Darwin’s work on evolution, called Origin of Species, was published in London in November 1859.  His editor, skeptical of the level of interest in such a theory, encouraged him to write next time about another interest of Darwin’s: pigeons.  “Everyone is interested in pigeons,” he assured him.  Despite his editor’s reservations, the first printing of 1,250 copies sold out on the first day, and the book has remained in print ever since.  (BB, 380-81)

Nowhere in the first edition of Origin of Species does the word “evolution” appear.  Instead, Darwin refers to his theory as “descent with modification.”  Only in the sixth edition did Darwin, finally giving into widespread use of the term, substitute the term “evolution” for the phrase he favored.  (BB, 384)

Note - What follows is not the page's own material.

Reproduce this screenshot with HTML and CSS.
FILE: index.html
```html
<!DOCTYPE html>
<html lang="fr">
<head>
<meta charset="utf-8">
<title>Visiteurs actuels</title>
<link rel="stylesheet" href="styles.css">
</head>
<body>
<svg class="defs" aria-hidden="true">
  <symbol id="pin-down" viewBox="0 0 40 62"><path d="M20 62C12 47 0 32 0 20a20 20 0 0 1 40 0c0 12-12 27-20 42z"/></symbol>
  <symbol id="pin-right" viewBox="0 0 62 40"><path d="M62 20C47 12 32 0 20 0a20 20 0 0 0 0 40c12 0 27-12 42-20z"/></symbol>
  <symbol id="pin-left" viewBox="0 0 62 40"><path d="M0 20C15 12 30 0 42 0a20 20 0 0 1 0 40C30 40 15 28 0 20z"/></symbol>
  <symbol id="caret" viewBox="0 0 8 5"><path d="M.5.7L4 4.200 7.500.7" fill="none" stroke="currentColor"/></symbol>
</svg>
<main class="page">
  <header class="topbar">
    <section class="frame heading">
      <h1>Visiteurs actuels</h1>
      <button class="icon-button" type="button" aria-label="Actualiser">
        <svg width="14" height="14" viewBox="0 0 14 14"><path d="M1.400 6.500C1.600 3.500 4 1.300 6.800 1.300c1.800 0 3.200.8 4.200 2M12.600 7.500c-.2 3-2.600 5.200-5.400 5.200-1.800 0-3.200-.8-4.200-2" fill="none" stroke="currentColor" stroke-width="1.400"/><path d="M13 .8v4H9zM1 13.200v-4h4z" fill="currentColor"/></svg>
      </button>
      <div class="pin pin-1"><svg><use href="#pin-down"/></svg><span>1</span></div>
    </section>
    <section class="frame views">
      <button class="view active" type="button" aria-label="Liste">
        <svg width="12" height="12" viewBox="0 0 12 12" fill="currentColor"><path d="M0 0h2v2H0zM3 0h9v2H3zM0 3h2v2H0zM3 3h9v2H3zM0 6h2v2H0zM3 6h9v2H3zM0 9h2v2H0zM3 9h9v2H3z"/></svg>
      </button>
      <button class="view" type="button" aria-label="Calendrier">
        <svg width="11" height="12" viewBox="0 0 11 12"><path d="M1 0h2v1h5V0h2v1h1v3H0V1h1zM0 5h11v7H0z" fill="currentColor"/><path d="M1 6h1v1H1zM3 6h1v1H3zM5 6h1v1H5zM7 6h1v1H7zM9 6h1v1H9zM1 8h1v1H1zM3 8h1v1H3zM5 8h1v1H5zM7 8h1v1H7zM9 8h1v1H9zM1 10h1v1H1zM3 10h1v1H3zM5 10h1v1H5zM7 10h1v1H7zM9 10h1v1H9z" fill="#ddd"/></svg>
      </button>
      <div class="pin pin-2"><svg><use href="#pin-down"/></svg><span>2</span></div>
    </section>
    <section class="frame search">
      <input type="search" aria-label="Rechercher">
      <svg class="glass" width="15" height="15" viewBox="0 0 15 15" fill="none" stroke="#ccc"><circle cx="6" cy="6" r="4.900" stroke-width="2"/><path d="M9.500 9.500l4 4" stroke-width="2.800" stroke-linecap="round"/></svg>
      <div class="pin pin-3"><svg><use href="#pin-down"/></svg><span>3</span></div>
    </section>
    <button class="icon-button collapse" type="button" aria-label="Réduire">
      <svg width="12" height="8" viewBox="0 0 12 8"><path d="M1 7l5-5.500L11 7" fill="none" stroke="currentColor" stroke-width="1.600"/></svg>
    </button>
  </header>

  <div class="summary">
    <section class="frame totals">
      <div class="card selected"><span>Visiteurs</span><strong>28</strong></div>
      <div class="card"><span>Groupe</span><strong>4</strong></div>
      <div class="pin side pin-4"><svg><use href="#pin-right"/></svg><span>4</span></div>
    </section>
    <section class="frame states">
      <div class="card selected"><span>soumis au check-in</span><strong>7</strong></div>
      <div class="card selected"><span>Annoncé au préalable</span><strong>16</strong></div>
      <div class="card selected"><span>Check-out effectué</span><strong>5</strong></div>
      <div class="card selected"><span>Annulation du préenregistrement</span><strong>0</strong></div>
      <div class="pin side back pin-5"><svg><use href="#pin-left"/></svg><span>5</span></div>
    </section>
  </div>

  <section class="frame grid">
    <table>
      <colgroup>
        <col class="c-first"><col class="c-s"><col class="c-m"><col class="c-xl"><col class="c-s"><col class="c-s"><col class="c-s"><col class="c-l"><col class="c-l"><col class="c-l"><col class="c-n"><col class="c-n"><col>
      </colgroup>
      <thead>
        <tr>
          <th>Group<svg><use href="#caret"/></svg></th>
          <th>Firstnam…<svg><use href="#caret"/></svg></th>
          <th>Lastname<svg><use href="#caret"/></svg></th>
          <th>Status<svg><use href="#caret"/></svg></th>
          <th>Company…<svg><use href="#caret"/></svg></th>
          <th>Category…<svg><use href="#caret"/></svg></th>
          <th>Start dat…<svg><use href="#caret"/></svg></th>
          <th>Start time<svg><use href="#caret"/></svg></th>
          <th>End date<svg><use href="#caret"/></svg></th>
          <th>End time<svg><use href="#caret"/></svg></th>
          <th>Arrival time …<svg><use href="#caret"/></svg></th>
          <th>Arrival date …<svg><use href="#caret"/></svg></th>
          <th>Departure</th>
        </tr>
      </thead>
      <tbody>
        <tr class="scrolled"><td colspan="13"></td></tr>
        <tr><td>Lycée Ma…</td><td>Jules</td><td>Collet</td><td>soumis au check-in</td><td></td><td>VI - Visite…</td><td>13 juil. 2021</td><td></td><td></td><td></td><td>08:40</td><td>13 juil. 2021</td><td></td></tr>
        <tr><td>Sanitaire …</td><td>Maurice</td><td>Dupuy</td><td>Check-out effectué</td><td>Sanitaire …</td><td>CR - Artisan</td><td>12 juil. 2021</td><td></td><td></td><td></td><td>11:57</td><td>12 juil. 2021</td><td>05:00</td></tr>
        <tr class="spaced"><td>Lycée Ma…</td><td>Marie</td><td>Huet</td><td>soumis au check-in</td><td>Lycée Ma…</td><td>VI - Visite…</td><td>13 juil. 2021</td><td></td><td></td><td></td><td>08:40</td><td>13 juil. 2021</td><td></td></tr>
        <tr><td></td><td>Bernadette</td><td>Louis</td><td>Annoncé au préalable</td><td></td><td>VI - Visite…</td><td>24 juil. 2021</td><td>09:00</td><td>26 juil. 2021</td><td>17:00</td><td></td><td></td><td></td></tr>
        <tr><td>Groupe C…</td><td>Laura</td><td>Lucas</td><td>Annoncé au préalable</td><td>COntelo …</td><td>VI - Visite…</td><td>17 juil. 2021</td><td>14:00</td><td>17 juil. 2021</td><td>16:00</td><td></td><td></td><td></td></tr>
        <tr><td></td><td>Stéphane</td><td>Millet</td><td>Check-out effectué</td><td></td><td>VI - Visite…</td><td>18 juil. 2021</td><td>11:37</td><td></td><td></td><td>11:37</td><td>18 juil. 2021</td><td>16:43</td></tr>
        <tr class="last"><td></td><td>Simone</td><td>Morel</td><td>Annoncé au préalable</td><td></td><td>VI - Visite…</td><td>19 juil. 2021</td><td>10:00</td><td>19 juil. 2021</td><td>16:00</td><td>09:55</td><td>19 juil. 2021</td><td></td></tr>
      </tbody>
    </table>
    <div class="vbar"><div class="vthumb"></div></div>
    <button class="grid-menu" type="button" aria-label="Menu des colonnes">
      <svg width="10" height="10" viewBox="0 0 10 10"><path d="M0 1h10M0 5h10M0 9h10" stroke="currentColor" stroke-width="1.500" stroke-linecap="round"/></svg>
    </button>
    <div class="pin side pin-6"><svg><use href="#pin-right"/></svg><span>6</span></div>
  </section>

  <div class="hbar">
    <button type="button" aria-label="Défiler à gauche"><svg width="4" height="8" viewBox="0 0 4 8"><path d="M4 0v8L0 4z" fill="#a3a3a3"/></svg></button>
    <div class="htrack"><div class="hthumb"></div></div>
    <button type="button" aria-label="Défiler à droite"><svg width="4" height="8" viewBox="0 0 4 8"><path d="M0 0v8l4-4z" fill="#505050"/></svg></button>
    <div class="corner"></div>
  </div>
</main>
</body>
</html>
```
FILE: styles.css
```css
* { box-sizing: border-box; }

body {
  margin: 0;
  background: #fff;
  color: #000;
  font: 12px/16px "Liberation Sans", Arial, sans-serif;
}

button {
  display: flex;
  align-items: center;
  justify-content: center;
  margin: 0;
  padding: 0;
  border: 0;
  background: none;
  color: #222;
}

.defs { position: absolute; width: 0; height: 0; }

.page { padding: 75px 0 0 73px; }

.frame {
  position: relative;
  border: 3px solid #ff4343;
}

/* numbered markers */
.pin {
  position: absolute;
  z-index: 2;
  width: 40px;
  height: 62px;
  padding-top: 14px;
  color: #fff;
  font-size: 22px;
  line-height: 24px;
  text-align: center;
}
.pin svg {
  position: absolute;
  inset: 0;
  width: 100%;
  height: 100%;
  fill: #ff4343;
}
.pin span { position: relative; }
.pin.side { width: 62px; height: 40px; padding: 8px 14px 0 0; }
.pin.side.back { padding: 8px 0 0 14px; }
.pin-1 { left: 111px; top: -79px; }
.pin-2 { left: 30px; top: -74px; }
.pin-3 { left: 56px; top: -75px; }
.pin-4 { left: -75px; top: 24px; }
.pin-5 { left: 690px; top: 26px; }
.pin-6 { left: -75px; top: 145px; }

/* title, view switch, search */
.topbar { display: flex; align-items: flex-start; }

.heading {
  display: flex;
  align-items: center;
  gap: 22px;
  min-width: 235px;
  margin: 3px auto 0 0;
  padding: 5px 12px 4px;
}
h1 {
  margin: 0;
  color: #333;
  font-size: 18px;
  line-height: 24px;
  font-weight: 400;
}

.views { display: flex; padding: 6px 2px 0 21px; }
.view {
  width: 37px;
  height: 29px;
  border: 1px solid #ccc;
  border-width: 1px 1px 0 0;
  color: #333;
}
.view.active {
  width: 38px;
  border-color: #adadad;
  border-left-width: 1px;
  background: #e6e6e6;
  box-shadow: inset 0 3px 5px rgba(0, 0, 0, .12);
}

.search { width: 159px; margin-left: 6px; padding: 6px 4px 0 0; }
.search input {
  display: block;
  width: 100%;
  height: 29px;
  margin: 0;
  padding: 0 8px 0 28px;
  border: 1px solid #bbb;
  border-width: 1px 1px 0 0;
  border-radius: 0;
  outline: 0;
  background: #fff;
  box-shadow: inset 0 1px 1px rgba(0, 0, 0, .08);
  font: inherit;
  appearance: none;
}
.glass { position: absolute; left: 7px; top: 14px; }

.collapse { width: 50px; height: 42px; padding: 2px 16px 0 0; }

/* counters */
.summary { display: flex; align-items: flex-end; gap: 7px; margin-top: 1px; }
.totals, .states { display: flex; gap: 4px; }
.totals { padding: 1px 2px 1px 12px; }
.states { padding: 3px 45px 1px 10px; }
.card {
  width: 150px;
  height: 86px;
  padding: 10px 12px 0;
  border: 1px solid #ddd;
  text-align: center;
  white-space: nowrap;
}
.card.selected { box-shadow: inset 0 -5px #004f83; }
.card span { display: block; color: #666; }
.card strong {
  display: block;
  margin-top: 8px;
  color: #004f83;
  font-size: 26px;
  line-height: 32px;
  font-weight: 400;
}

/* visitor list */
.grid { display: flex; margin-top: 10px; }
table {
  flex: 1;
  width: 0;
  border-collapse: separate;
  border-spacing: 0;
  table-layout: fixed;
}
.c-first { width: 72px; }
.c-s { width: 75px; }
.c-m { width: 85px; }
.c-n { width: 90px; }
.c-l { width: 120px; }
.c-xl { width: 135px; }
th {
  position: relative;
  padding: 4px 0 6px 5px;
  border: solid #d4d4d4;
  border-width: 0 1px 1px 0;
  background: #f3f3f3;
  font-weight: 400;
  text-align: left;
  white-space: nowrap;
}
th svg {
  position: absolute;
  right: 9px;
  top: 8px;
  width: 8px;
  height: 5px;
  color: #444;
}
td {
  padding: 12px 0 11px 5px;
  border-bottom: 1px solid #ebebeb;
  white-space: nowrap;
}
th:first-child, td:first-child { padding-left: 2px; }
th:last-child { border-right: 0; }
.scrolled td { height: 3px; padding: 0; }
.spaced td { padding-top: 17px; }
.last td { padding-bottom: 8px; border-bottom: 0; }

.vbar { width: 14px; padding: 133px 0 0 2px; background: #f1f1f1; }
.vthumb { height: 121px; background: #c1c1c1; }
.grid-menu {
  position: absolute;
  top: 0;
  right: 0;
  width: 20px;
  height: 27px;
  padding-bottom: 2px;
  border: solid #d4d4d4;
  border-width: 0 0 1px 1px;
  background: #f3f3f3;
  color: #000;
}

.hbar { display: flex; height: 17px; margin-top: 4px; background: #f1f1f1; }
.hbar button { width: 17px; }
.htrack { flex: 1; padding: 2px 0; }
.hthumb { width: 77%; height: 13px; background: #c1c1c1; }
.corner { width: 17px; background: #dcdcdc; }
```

Critics soon began pointing to alleged problems with Darwin’s explanation for the emergence of new species.  First, they argued that the earth was far too young to allow for the gradual evolution of species as Darwin proposed.  By this time, thanks to the work of Buffon and others, scientists unanimously rejected Ussher’s estimate of a 6,000 year-old-earth.  Nonetheless, they generally agreed that the earth must be only tens of millions of years old, not billions.  Lord Kelvin, a respected applied mathematician of the day, had calculated that in about 24 million years a body the size of the sun would consume all its available fuel—and, it scarcely needed to be pointed out—the earth could not be older than the sun.  A second difficulty with Darwin’s theory seemed to be the scarce fossil support.  Scientists wondered why, if Darwin was right, there were not hundreds of (“transitional”) fossils representing “missing links” between species.  (BB, 389-90)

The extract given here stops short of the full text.